For test developers, the challenge is to combine the insights and the technologies to design assessments that can advance teaching and learning, monitor student progress, empower student engagement and individual agency, and support system accountability.
As for equity, if personalized learning is possible, then every student stands to benefit with no opportunity cost to any other student.
To be sure, these trends were underway before the pandemic struck, at ETS and within the assessment industry generally. But the pandemic has ignited the urgency.

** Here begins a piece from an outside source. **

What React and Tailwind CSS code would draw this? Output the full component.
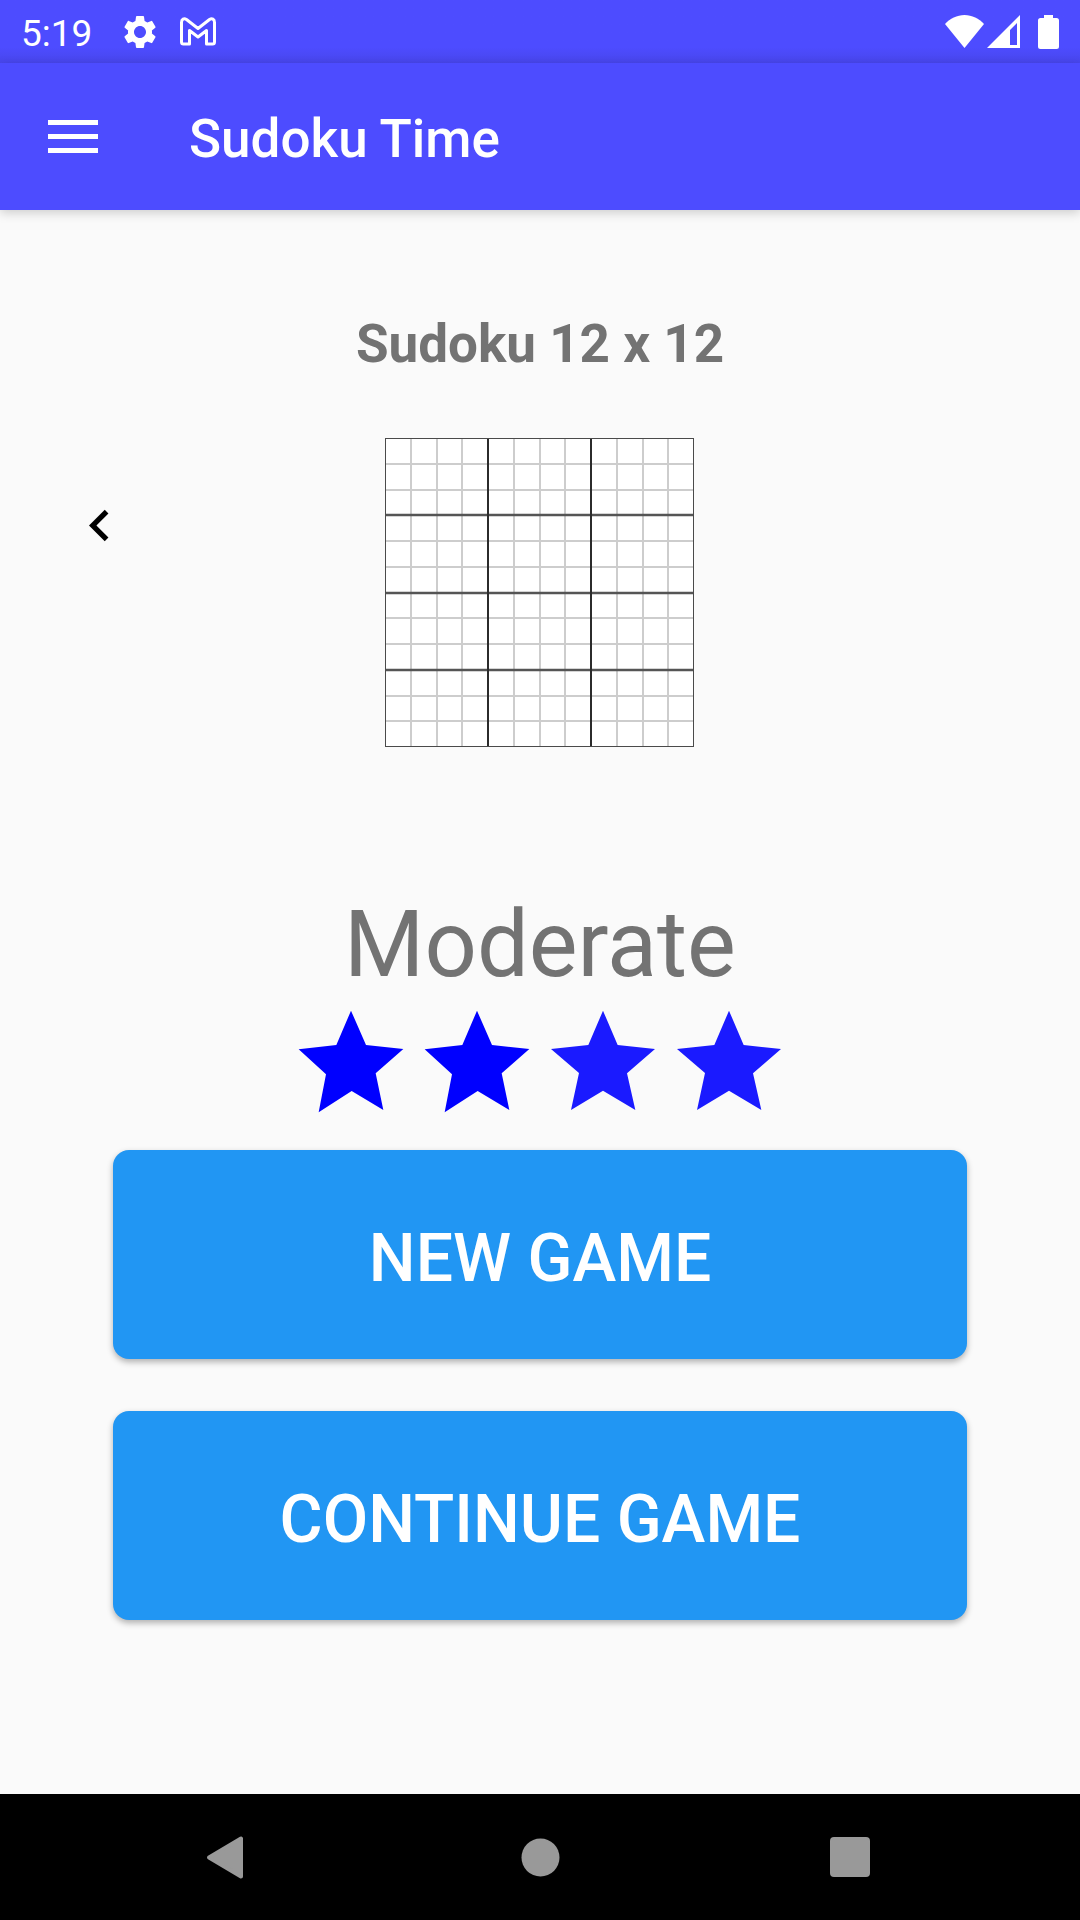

At ETS, we are undertaking research on how to ensure student-centered, competency-based, and culturally and socially relevant teaching, learning and measurement that accomplishes several purposes: 1) create opportunities for students to pursue paths of learning suited to their learning styles; 2) develop the means by which they can demonstrate and memorialize their learning; 3) account for and leverage students’ linguistic and cultural diversities; and 4) measure and support development of the social and emotional skills critical to success in society.
Student Centered
Educational technology is ascendant today, but it is not vogue. AI, for instance, goes back 70 years at least, to the Turing Test. Still, as promising as it is, and as central to classroom learning and measurement as it is likely to become, edtech is not education; a school is not a technology market; and a student is more than a computer user. The foundation of education is the student–teacher relationship, with the student at the center.
History has given us the opportunity to undertake real transformation in education. It is an exciting prospect. But it requires a continuing sense of urgency. Given the stakes for us all, I hope that if and when things truly return to normal post-pandemic, education and assessment aren’t among them.
We cannot let this crisis go to waste.